Pemerintah melalui Direktorat Jenderal PAUD Dikdas dan Dikmen Kementerian Pendidikan, Kebudayaan, Riset, dan Teknologi memang telah meluncurkan episode Revitalisasi Bahasa Daerah melalui Merdeka Belajar.
Sebanyak 1.491 komunitas penutur bahasa daerah, 1.175 pengawas, 17.955 kepala sekolah, 29.370 guru, dan 1,5 juta siswa di 15.236 daerah menjadi sasaran awal.
Melalui program tersebut diharapkan bahasa daerah dapat kembali menggeliat dan berkembang. Tidak hanya bahasa daerah dengan jumlah penutur yang besar, tetapi juga yang jumlah penuturnya minim dan dari wilayah terpencil.
Dibutuhkan kepedulian bersama untuk melanjutkan pemetaan bahasa daerah. Kemudian, memperkenalkannya kepada generasi kekinian yang akan meneruskan upaya pelestarian bahasa daerah agar semakin mengakar kuat tak goyah meski dihantam badai kebudayaan asing.
Kini, setelah 77 tahun merdeka, sampai di mana perkembangan bahasa daerah di Nusantara?
Apa pun hasilnya, setidaknya ada pembaruan data yang berguna untuk mengetahui kondisi bahasa daerah di Nusantara, masyarakat penuturnya, dan sistem pengetahuan leluhur atau kearifan lokal yang terkandung.

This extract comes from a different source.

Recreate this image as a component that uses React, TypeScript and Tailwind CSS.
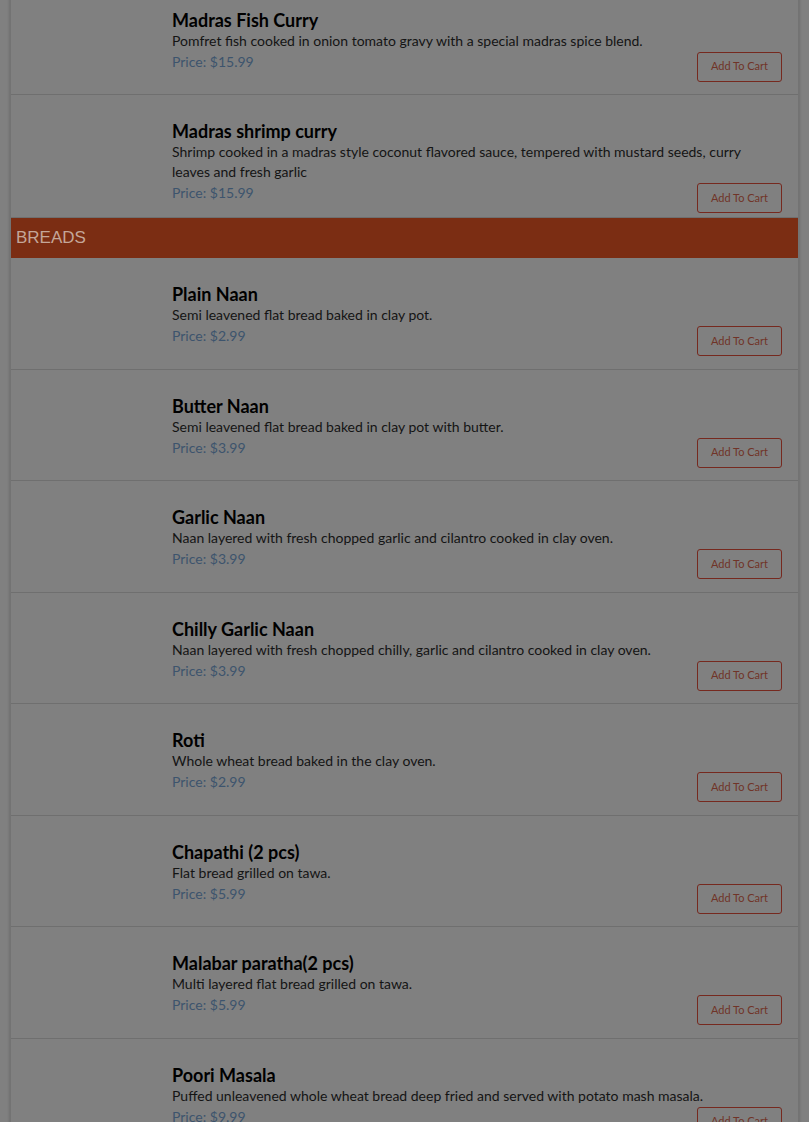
interface MenuItem {
    name: string;
    desc: string;
    price: string;
}

const curries: MenuItem[] = [
    { name: "Madras Fish Curry", desc: "Pomfret fish cooked in onion tomato gravy with a special madras spice blend.", price: "$15.99" },
    { name: "Madras shrimp curry", desc: "Shrimp cooked in a madras style coconut flavored sauce, tempered with mustard seeds, curry leaves and fresh garlic", price: "$15.99" },
];

const breads: MenuItem[] = [
    { name: "Plain Naan", desc: "Semi leavened flat bread baked in clay pot.", price: "$2.99" },
    { name: "Butter Naan", desc: "Semi leavened flat bread baked in clay pot with butter.", price: "$3.99" },
    { name: "Garlic Naan", desc: "Naan layered with fresh chopped garlic and cilantro cooked in clay oven.", price: "$3.99" },
    { name: "Chilly Garlic Naan", desc: "Naan layered with fresh chopped chilly, garlic and cilantro cooked in clay oven.", price: "$3.99" },
    { name: "Roti", desc: "Whole wheat bread baked in the clay oven.", price: "$2.99" },
    { name: "Chapathi (2 pcs)", desc: "Flat bread grilled on tawa.", price: "$5.99" },
    { name: "Malabar paratha(2 pcs)", desc: "Multi layered flat bread grilled on tawa.", price: "$5.99" },
    { name: "Poori Masala", desc: "Puffed unleavened whole wheat bread deep fried and served with potato mash masala.", price: "$9.99" },
];

const Row = ({ item }: { item: MenuItem }) => (
    <div className="flex min-h-[111.5px] border-b border-[#6f6f6f]">
        <div className="w-[161px] shrink-0"></div>
        <div className="grow pt-[25px] pr-[16px] pb-[4px]">
            <p className="text-[18px] leading-[22px] font-bold text-black">{item.name}</p>
            <p className="text-[14px] leading-[20px] text-[#141414]">{item.desc}</p>
            <div className="mt-[1px] flex items-start justify-between">
                <p className="text-[14px] leading-[20px] text-[#3d546d]">Price: {item.price}</p>
                <button className="w-[85px] h-[30px] border border-[#76291f] rounded-[3px] text-[11px] text-[#703428]">Add To Cart</button>
            </div>
        </div>
    </div>
)

export default function App() {
    return (
        <div className="min-h-screen bg-[#808080] overflow-hidden" style={{ fontFamily: "Lato, 'Noto Sans', sans-serif" }}>
            <div className="mx-[10px] -mt-[16.5px] border-x border-[#737373] shadow-[0_0_3px_rgba(0,0,0,0.25)]">
                {curries.map((c) => <Row key={c.name} item={c} />)}
                <div className="h-[40px] flex items-center pb-[1px] px-[5px] bg-[#7b2d13] text-[17px] text-[#c4a699]" style={{ fontFamily: "'Liberation Sans', Arial, sans-serif" }}>
                    BREADS
                </div>
                {breads.map((b) => <Row key={b.name} item={b} />)}
            </div>
        </div>
    )
}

Kini, setelah 77 tahun merdeka, sampai di mana perkembangan bahasa daerah di Nusantara? Mari kembali merawat dan menghidupi bahasa daerah. Sebab, bagaimanapun, banyak kosakata bahasa daerah yang diserap ke dalam bahasa Indonesia dan membuatnya semakin kuat sebagai bahasa persatuan. Jangan sampai bahasa Indonesia menjadi rapuh karena kehilangan akar-akar penunjangnya.